Any pictures in the records below should be skipped; write out everything else exactly.

------------------------------

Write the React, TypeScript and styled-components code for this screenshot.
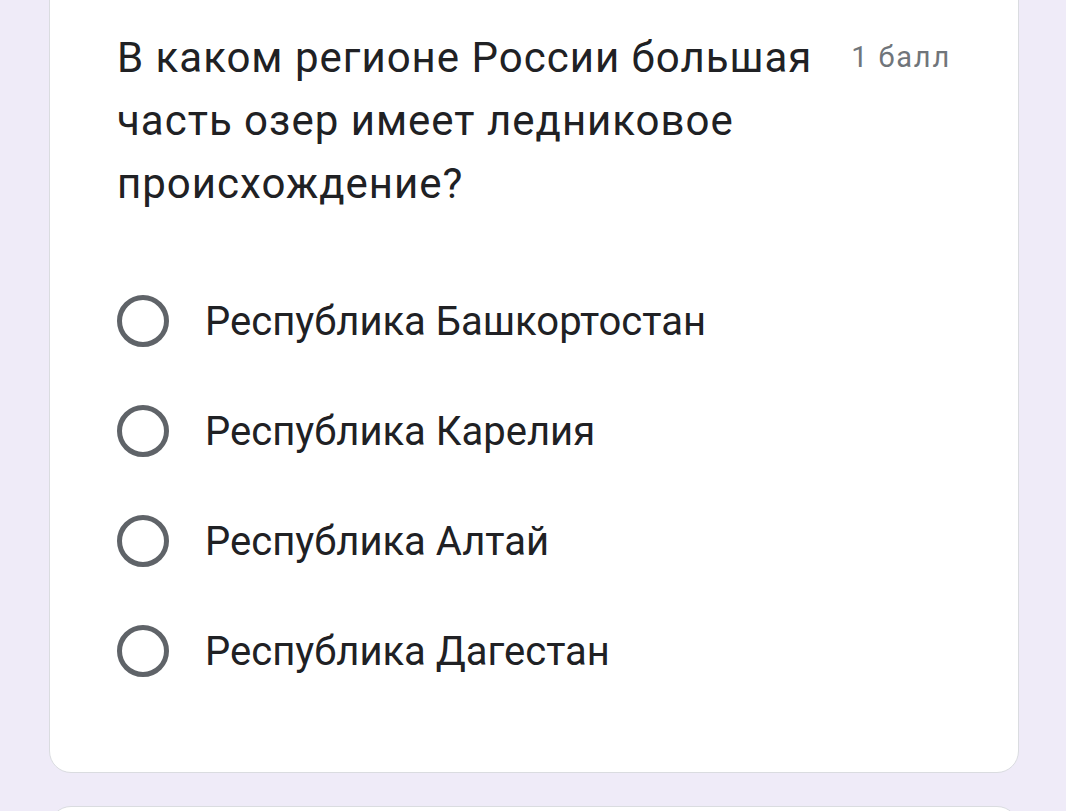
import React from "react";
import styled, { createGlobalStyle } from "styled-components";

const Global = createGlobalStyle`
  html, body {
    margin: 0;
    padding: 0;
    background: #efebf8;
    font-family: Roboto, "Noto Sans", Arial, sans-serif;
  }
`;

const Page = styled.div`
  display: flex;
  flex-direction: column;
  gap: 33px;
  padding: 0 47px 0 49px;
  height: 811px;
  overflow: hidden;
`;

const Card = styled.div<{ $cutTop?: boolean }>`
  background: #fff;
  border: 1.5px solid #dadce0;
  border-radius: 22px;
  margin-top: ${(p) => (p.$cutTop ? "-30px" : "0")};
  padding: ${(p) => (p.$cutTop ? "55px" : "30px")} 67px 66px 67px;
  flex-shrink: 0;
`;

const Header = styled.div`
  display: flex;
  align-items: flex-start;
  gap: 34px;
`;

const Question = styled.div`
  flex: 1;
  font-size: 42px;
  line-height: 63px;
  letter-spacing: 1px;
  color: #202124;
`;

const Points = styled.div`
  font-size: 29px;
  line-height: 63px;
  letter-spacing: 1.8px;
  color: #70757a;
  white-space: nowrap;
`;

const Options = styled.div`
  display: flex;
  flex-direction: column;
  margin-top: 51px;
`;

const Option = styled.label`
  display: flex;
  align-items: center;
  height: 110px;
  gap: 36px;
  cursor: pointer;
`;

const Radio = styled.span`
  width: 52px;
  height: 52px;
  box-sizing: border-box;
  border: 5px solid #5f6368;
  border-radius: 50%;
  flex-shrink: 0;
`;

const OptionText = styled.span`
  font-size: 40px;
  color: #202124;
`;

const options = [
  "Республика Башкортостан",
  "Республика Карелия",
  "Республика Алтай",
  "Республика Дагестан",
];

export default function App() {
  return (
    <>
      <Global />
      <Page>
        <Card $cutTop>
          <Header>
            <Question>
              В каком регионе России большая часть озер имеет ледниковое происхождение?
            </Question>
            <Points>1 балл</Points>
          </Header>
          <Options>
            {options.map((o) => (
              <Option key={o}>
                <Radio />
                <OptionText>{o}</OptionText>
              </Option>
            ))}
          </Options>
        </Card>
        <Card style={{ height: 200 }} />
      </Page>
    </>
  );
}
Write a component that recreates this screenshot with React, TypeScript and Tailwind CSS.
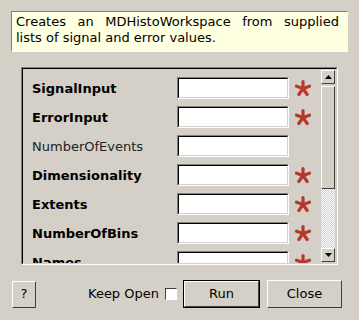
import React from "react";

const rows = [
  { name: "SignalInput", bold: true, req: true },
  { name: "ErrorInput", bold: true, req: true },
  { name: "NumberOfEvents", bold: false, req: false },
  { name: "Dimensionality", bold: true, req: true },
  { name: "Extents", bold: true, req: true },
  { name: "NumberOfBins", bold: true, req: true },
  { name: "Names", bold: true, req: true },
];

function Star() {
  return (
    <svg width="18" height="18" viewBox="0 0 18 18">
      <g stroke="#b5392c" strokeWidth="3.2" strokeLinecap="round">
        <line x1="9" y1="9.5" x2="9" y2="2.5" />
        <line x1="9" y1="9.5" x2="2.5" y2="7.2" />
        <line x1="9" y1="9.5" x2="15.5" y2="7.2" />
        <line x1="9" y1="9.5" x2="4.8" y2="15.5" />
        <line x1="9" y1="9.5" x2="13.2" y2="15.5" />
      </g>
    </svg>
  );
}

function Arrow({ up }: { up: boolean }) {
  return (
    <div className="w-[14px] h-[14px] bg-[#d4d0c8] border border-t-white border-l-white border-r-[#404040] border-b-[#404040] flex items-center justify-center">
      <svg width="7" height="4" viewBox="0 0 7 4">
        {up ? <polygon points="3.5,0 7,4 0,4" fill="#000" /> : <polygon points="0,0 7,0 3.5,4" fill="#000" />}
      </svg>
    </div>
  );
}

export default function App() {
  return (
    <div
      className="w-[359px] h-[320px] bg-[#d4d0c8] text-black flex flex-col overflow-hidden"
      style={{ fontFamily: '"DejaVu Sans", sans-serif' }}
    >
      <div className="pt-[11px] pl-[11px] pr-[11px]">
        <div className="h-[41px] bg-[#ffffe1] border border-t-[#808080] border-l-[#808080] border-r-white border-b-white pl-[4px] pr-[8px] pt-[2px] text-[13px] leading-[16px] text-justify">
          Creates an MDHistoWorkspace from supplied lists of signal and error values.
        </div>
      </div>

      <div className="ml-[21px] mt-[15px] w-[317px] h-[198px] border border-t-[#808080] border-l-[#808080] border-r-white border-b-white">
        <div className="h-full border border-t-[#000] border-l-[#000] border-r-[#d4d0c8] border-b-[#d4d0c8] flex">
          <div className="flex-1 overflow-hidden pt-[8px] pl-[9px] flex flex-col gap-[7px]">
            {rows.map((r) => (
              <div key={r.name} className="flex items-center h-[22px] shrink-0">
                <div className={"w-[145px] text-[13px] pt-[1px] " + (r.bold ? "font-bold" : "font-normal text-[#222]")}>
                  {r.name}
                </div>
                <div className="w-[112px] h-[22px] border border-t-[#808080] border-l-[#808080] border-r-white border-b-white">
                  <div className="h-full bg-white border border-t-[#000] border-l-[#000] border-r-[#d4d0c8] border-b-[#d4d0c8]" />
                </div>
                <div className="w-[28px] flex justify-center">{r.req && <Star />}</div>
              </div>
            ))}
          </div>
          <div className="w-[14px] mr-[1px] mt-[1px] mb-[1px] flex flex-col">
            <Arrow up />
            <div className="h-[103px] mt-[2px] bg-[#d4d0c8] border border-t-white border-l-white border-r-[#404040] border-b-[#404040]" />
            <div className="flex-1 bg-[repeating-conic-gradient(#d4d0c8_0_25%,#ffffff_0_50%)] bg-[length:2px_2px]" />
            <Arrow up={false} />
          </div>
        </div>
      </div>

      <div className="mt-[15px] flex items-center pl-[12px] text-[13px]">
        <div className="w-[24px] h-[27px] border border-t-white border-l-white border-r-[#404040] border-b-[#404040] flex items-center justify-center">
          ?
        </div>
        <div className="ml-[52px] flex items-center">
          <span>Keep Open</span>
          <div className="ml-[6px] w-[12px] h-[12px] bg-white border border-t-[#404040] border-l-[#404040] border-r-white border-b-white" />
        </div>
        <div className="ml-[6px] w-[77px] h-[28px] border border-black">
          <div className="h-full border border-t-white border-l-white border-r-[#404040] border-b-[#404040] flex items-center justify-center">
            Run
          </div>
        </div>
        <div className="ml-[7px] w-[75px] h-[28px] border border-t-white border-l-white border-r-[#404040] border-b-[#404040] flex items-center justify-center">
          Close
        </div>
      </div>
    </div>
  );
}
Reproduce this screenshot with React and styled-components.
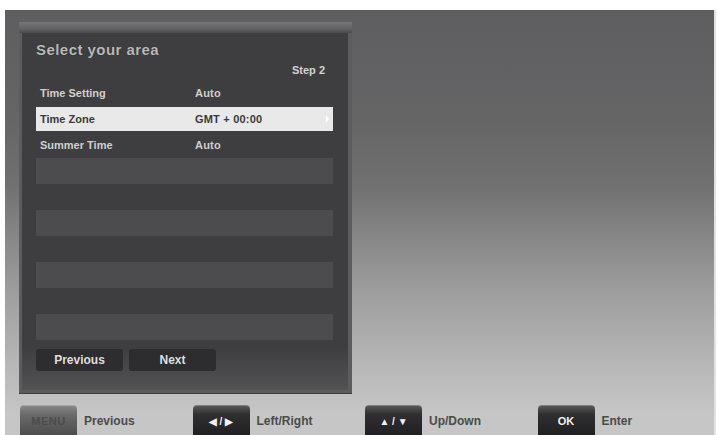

------------------------------

Final answer ▸
Write the React, TypeScript and styled-components code for this screenshot.
import React from "react";
import styled, { createGlobalStyle } from "styled-components";

const Global = createGlobalStyle`
  html, body {
    margin: 0;
    padding: 0;
    background: #efebf8;
    font-family: Roboto, "Noto Sans", Arial, sans-serif;
  }
`;

const Page = styled.div`
  display: flex;
  flex-direction: column;
  gap: 33px;
  padding: 0 47px 0 49px;
  height: 811px;
  overflow: hidden;
`;

const Card = styled.div<{ $cutTop?: boolean }>`
  background: #fff;
  border: 1.5px solid #dadce0;
  border-radius: 22px;
  margin-top: ${(p) => (p.$cutTop ? "-30px" : "0")};
  padding: ${(p) => (p.$cutTop ? "55px" : "30px")} 67px 66px 67px;
  flex-shrink: 0;
`;

const Header = styled.div`
  display: flex;
  align-items: flex-start;
  gap: 34px;
`;

const Question = styled.div`
  flex: 1;
  font-size: 42px;
  line-height: 63px;
  letter-spacing: 1px;
  color: #202124;
`;

const Points = styled.div`
  font-size: 29px;
  line-height: 63px;
  letter-spacing: 1.8px;
  color: #70757a;
  white-space: nowrap;
`;

const Options = styled.div`
  display: flex;
  flex-direction: column;
  margin-top: 51px;
`;

const Option = styled.label`
  display: flex;
  align-items: center;
  height: 110px;
  gap: 36px;
  cursor: pointer;
`;

const Radio = styled.span`
  width: 52px;
  height: 52px;
  box-sizing: border-box;
  border: 5px solid #5f6368;
  border-radius: 50%;
  flex-shrink: 0;
`;

const OptionText = styled.span`
  font-size: 40px;
  color: #202124;
`;

const options = [
  "Республика Башкортостан",
  "Республика Карелия",
  "Республика Алтай",
  "Республика Дагестан",
];

export default function App() {
  return (
    <>
      <Global />
      <Page>
        <Card $cutTop>
          <Header>
            <Question>
              В каком регионе России большая часть озер имеет ледниковое происхождение?
            </Question>
            <Points>1 балл</Points>
          </Header>
          <Options>
            {options.map((o) => (
              <Option key={o}>
                <Radio />
                <OptionText>{o}</OptionText>
              </Option>
            ))}
          </Options>
        </Card>
        <Card style={{ height: 200 }} />
      </Page>
    </>
  );
}
Write a component that recreates this screenshot with React, TypeScript and Tailwind CSS.
import React from "react";

const rows = [
  { name: "SignalInput", bold: true, req: true },
  { name: "ErrorInput", bold: true, req: true },
  { name: "NumberOfEvents", bold: false, req: false },
  { name: "Dimensionality", bold: true, req: true },
  { name: "Extents", bold: true, req: true },
  { name: "NumberOfBins", bold: true, req: true },
  { name: "Names", bold: true, req: true },
];

function Star() {
  return (
    <svg width="18" height="18" viewBox="0 0 18 18">
      <g stroke="#b5392c" strokeWidth="3.2" strokeLinecap="round">
        <line x1="9" y1="9.5" x2="9" y2="2.5" />
        <line x1="9" y1="9.5" x2="2.5" y2="7.2" />
        <line x1="9" y1="9.5" x2="15.5" y2="7.2" />
        <line x1="9" y1="9.5" x2="4.8" y2="15.5" />
        <line x1="9" y1="9.5" x2="13.2" y2="15.5" />
      </g>
    </svg>
  );
}

function Arrow({ up }: { up: boolean }) {
  return (
    <div className="w-[14px] h-[14px] bg-[#d4d0c8] border border-t-white border-l-white border-r-[#404040] border-b-[#404040] flex items-center justify-center">
      <svg width="7" height="4" viewBox="0 0 7 4">
        {up ? <polygon points="3.5,0 7,4 0,4" fill="#000" /> : <polygon points="0,0 7,0 3.5,4" fill="#000" />}
      </svg>
    </div>
  );
}

export default function App() {
  return (
    <div
      className="w-[359px] h-[320px] bg-[#d4d0c8] text-black flex flex-col overflow-hidden"
      style={{ fontFamily: '"DejaVu Sans", sans-serif' }}
    >
      <div className="pt-[11px] pl-[11px] pr-[11px]">
        <div className="h-[41px] bg-[#ffffe1] border border-t-[#808080] border-l-[#808080] border-r-white border-b-white pl-[4px] pr-[8px] pt-[2px] text-[13px] leading-[16px] text-justify">
          Creates an MDHistoWorkspace from supplied lists of signal and error values.
        </div>
      </div>

      <div className="ml-[21px] mt-[15px] w-[317px] h-[198px] border border-t-[#808080] border-l-[#808080] border-r-white border-b-white">
        <div className="h-full border border-t-[#000] border-l-[#000] border-r-[#d4d0c8] border-b-[#d4d0c8] flex">
          <div className="flex-1 overflow-hidden pt-[8px] pl-[9px] flex flex-col gap-[7px]">
            {rows.map((r) => (
              <div key={r.name} className="flex items-center h-[22px] shrink-0">
                <div className={"w-[145px] text-[13px] pt-[1px] " + (r.bold ? "font-bold" : "font-normal text-[#222]")}>
                  {r.name}
                </div>
                <div className="w-[112px] h-[22px] border border-t-[#808080] border-l-[#808080] border-r-white border-b-white">
                  <div className="h-full bg-white border border-t-[#000] border-l-[#000] border-r-[#d4d0c8] border-b-[#d4d0c8]" />
                </div>
                <div className="w-[28px] flex justify-center">{r.req && <Star />}</div>
              </div>
            ))}
          </div>
          <div className="w-[14px] mr-[1px] mt-[1px] mb-[1px] flex flex-col">
            <Arrow up />
            <div className="h-[103px] mt-[2px] bg-[#d4d0c8] border border-t-white border-l-white border-r-[#404040] border-b-[#404040]" />
            <div className="flex-1 bg-[repeating-conic-gradient(#d4d0c8_0_25%,#ffffff_0_50%)] bg-[length:2px_2px]" />
            <Arrow up={false} />
          </div>
        </div>
      </div>

      <div className="mt-[15px] flex items-center pl-[12px] text-[13px]">
        <div className="w-[24px] h-[27px] border border-t-white border-l-white border-r-[#404040] border-b-[#404040] flex items-center justify-center">
          ?
        </div>
        <div className="ml-[52px] flex items-center">
          <span>Keep Open</span>
          <div className="ml-[6px] w-[12px] h-[12px] bg-white border border-t-[#404040] border-l-[#404040] border-r-white border-b-white" />
        </div>
        <div className="ml-[6px] w-[77px] h-[28px] border border-black">
          <div className="h-full border border-t-white border-l-white border-r-[#404040] border-b-[#404040] flex items-center justify-center">
            Run
          </div>
        </div>
        <div className="ml-[7px] w-[75px] h-[28px] border border-t-white border-l-white border-r-[#404040] border-b-[#404040] flex items-center justify-center">
          Close
        </div>
      </div>
    </div>
  );
}
Reproduce this screenshot with React and styled-components.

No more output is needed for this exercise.